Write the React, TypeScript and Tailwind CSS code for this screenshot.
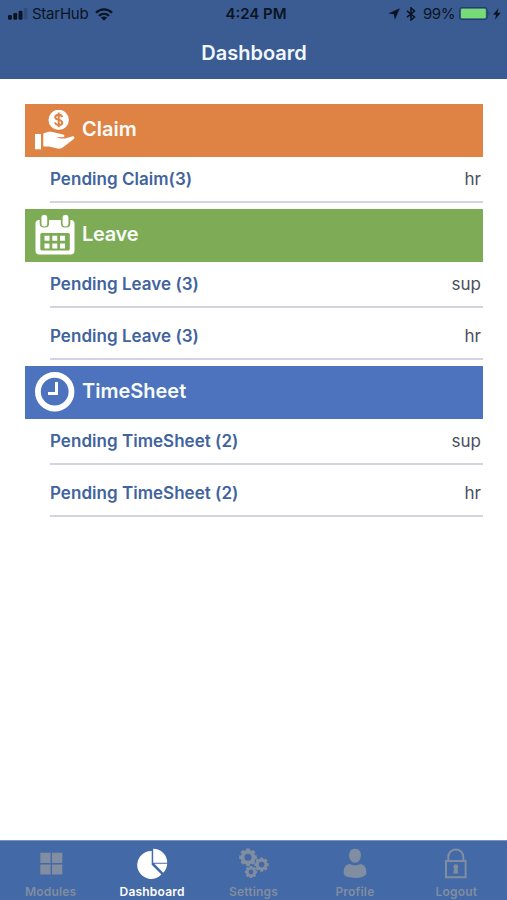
import React from "react";

const sections = [
  {
    title: "Claim",
    color: "bg-[#de8344]",
    spacing: "",
    icon: <ClaimIcon />,
    rows: [{ label: "Pending Claim(3)", role: "hr" }],
  },
  {
    title: "Leave",
    color: "bg-[#7eab55]",
    spacing: "tracking-[-0.3px]",
    icon: <CalendarIcon />,
    rows: [
      { label: "Pending Leave (3)", role: "sup" },
      { label: "Pending Leave (3)", role: "hr" },
    ],
  },
  {
    title: "TimeSheet",
    color: "bg-[#4d72be]",
    spacing: "",
    icon: <ClockIcon />,
    rows: [
      { label: "Pending TimeSheet (2)", role: "sup" },
      { label: "Pending TimeSheet (2)", role: "hr" },
    ],
  },
];

const tabs = [
  { label: "Modules", icon: <ModulesIcon /> },
  { label: "Dashboard", icon: <PieIcon />, active: true },
  { label: "Settings", icon: <GearsIcon /> },
  { label: "Profile", icon: <ProfileIcon /> },
  { label: "Logout", icon: <LockIcon /> },
];

function ClaimIcon() {
  return (
    <svg width="40" height="40" viewBox="0 0 40 40" fill="#fff">
      <circle cx="23.7" cy="9.9" r="10.2" />
      <path
        d="M27.2 7.1C26.7 5.4 25.4 4.7 23.7 4.7C21.8 4.7 20.3 5.7 20.3 7.3C20.3 10.9 27.3 8.9 27.3 12.5C27.3 14.2 25.7 15.1 23.8 15.1C21.9 15.1 20.4 14.2 20 12.4M23.7 2.5V17.3"
        fill="none"
        stroke="#de8344"
        strokeWidth="2"
      />
      <path d="M0 24H6V39.3H0Z" />
      <path d="M8.3 23.4C12 21.8 16.5 21.4 19.5 22.4L28 24.6C30.2 25.3 29.8 27.4 27.8 27.3L21.2 26.9L25.5 28.6L30 28.4L36.8 26.4C39 25.9 40.4 27.5 38.7 28.9L27.7 37.6C26 38.8 24.5 38.9 22.8 38.5L14 36.6H8.3Z" />
    </svg>
  );
}

function CalendarIcon() {
  return (
    <svg width="40" height="40" viewBox="0 0 40 40">
      <path d="M4 5H36C38 5 39.5 6.5 39.5 8.5V36C39.5 38 38 39.5 36 39.5H4C2 39.5 .5 38 .5 36V8.5C.5 6.5 2 5 4 5Z" fill="#fff" />
      <rect x="5.3" y="18" width="29.5" height="17.5" rx="1.5" fill="#7eab55" />
      <rect x="4.7" y="-2" width="9.4" height="14.6" rx="4" fill="#7eab55" />
      <rect x="25.9" y="-2" width="9.4" height="14.6" rx="4" fill="#7eab55" />
      <rect x="6.4" y="0" width="5.8" height="11.4" rx="2.4" fill="#fff" />
      <rect x="27.6" y="0" width="5.8" height="11.4" rx="2.4" fill="#fff" />
      <path
        d="M9.5 20.7h5v5h-5zM17.3 20.7h5v5h-5zM25 20.7h5v5h-5zM9.5 28.4h5v5h-5zM17.3 28.4h5v5h-5zM25 28.4h5v5h-5z"
        fill="#fff"
      />
    </svg>
  );
}

function ClockIcon() {
  return (
    <svg width="40" height="40" viewBox="0 0 40 40" fill="none" stroke="#fff">
      <circle cx="19.7" cy="19.7" r="16.8" strokeWidth="5.8" />
      <path d="M21.5 10V21.4H13" strokeWidth="3" />
    </svg>
  );
}

function ModulesIcon() {
  return (
    <svg className="shrink-0" width="32" height="32" viewBox="0 0 32 32" fill="currentColor">
      <path d="M5.3 4.8h10.3v10.2H5.3zM17 4.8h10.3v10.2H17zM5.3 16.4h10.3v10.2H5.3zM17 16.4h10.3v10.2H17z" />
    </svg>
  );
}

function PieIcon() {
  return (
    <svg className="shrink-0" width="32" height="32" viewBox="0 0 32 32" fill="currentColor">
      <path d="M15.7 3V16.8L25.4 26.6A14 14 0 1 1 15.7 3Z" />
      <path d="M17.2 .8A14 14 0 0 1 31.2 14.7H17.2Z" />
      <path d="M18.4 15.8H31.2A13.6 13.6 0 0 1 27.2 24.8Z" />
    </svg>
  );
}

function Gear({ x, y, size }: { x: number; y: number; size: number }) {
  return (
    <g transform={`translate(${x} ${y}) scale(${size})`} fill="none" stroke="currentColor">
      <circle r="5.4" strokeWidth="3.9" />
      {[0, 45, 90, 135, 180, 225, 270, 315].map((angle) => (
        <path key={angle} d="M0-5.5V-8.7" strokeWidth="3.6" transform={`rotate(${angle})`} />
      ))}
    </g>
  );
}

function GearsIcon() {
  return (
    <svg className="shrink-0" width="32" height="32" viewBox="0 0 32 32">
      <Gear x={10} y={9.3} size={1.02} />
      <Gear x={23.6} y={16.6} size={0.82} />
      <Gear x={13} y={24} size={0.7} />
    </svg>
  );
}

function ProfileIcon() {
  return (
    <svg className="shrink-0" width="32" height="32" viewBox="0 0 32 32" fill="currentColor">
      <path d="M16 .8C20 .8 21.9 3.6 21.9 7.3C21.9 11.3 19.5 14.8 16 14.8C12.5 14.8 10.1 11.3 10.1 7.3C10.1 3.6 12 .8 16 .8Z" />
      <path d="M10.5 16Q16 18.8 21.5 16C26 16.8 27.5 20.3 27.3 25.3C27 28.3 22 30 16 30C10 30 5 28.3 4.7 25.3C4.5 20.3 6 16.8 10.5 16Z" />
    </svg>
  );
}

function LockIcon() {
  return (
    <svg className="shrink-0" width="32" height="32" viewBox="0 0 32 32" fill="none" stroke="currentColor" strokeWidth="2">
      <path d="M6 13H25.6V29.2H6ZM8.3 13V9C8.3 -.9 23.3 -.9 23.3 9V13" />
      <ellipse cx="15.8" cy="18.8" rx="2.4" ry="2.6" fill="currentColor" stroke="none" />
      <path d="M14.2 20h3.2l.8 5.6h-4.8z" fill="currentColor" stroke="none" />
    </svg>
  );
}

function StatusBar() {
  return (
    <div className="flex h-7 items-center pl-2 pr-1.5 text-[15px] text-[#0b1422]">
      <div className="flex flex-1 items-center">
        <svg width="20" height="12" viewBox="0 0 20 12" fill="currentColor">
          <rect x="0" y="7" width="3.9" height="4.7" rx="1.2" />
          <rect x="5.3" y="5" width="3.9" height="6.7" rx="1.2" />
          <rect x="10.6" y="2.7" width="3.9" height="9" rx="1.2" />
          <rect x="15.8" y="0" width="3.7" height="11.5" rx="1" opacity=".2" />
        </svg>
        <span className="ml-1 tracking-[-0.25px]">StarHub</span>
        <svg className="ml-[7px]" width="18" height="13" viewBox="0 0 18 13" fill="none" stroke="currentColor" strokeWidth="2.3">
          <path d="M1 4.7C5.6 .2 12.4 .2 17 4.7M4 7.9C7 5.1 11 5.1 14 7.9" />
          <path d="M5.9 9.6Q9 7.2 12.1 9.6L9 12.8Z" fill="currentColor" stroke="none" />
        </svg>
      </div>
      <span className="mr-[-3px] font-semibold">4:24 PM</span>
      <div className="flex flex-1 items-center justify-end">
        <svg width="12" height="12" viewBox="0 0 12 12" fill="currentColor">
          <path d="M11.8 .2L6.9 11.8L5.8 6.3L.3 5.5Z" />
        </svg>
        <svg className="ml-[6px]" width="10" height="14" viewBox="0 0 10 14" fill="none" stroke="currentColor" strokeWidth="1.6">
          <path d="M1 3.8L8.5 10L5 13V1L8.5 4L1 10.2" />
        </svg>
        <span className="ml-[7px] tracking-[-0.4px]">99%</span>
        <svg className="ml-1" width="32" height="14" viewBox="0 0 32 14">
          <rect x=".6" y=".5" width="27.5" height="12" rx="2.5" fill="none" stroke="#24405f" strokeWidth="1.1" />
          <rect x="2" y="1.8" width="24.8" height="9.4" rx="1" fill="#77dc76" />
          <path d="M29.5 4.5Q31.8 6.5 29.5 8.5Z" fill="#24405f" />
        </svg>
        <svg className="ml-0.5" width="8" height="12" viewBox="0 0 8 12" fill="currentColor">
          <path d="M5.5 .3L0 6.8H3.1L2 11.7L7.7 4.8H4.4Z" />
        </svg>
      </div>
    </div>
  );
}

export default function App() {
  return (
    <div className="flex h-[900px] w-[507px] flex-col bg-white font-['Inter',sans-serif]">
      <header className="h-[79px] bg-[#3a5c93]">
        <StatusBar />
        <h1 className="pl-px text-center text-[20px] font-semibold leading-[50px] text-[#f2f7ff]">Dashboard</h1>
      </header>

      <main className="flex flex-1 flex-col gap-[6px] pl-[25px] pr-6 pt-[25px]">
        {sections.map((section) => (
          <section key={section.title} className="flex flex-col gap-[6px]">
            <div>
              <div className={`${section.color} flex h-[53px] items-center pb-[2px] pl-[10px]`}>
                {section.icon}
                <h2 className={`${section.spacing} ml-[7px] pb-px text-[20px] font-semibold leading-6 text-[#f7fbf8]`}>
                  {section.title}
                </h2>
              </div>
              <Row {...section.rows[0]} />
            </div>
            {section.rows.slice(1).map((row, i) => (
              <Row key={i} {...row} />
            ))}
          </section>
        ))}
      </main>

      <nav className="flex h-[60px] border-t border-[#7894bd] bg-[#4369a7]">
        {tabs.map((tab) => (
          <div
            key={tab.label}
            className={`flex flex-1 flex-col items-center gap-[6px] pt-[7px] text-[12px] font-semibold leading-none tracking-[0.2px] ${
              tab.active ? "text-white" : "text-[#818da0]"
            }`}
          >
            {tab.icon}
            <span className="whitespace-nowrap">{tab.label}</span>
          </div>
        ))}
      </nav>
    </div>
  );
}

function Row({ label, role }: { label: string; role: string }) {
  return (
    <div className="ml-[25px] flex h-[46px] items-center justify-between border-b-2 border-[#d3d4e0] pr-[2px] pt-[2px] text-[17px]">
      <span className="font-semibold tracking-[0.03px] text-[#41639e]">{label}</span>
      <span className="text-[#4b4e60]">{role}</span>
    </div>
  );
}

# # # #

Challenge »
From the first line of the material down to the line containing "import React from", inclusive, return each line exactly, skipping any picture.

Task solution »
Write the React, TypeScript and Tailwind CSS code for this screenshot.
import React from "react";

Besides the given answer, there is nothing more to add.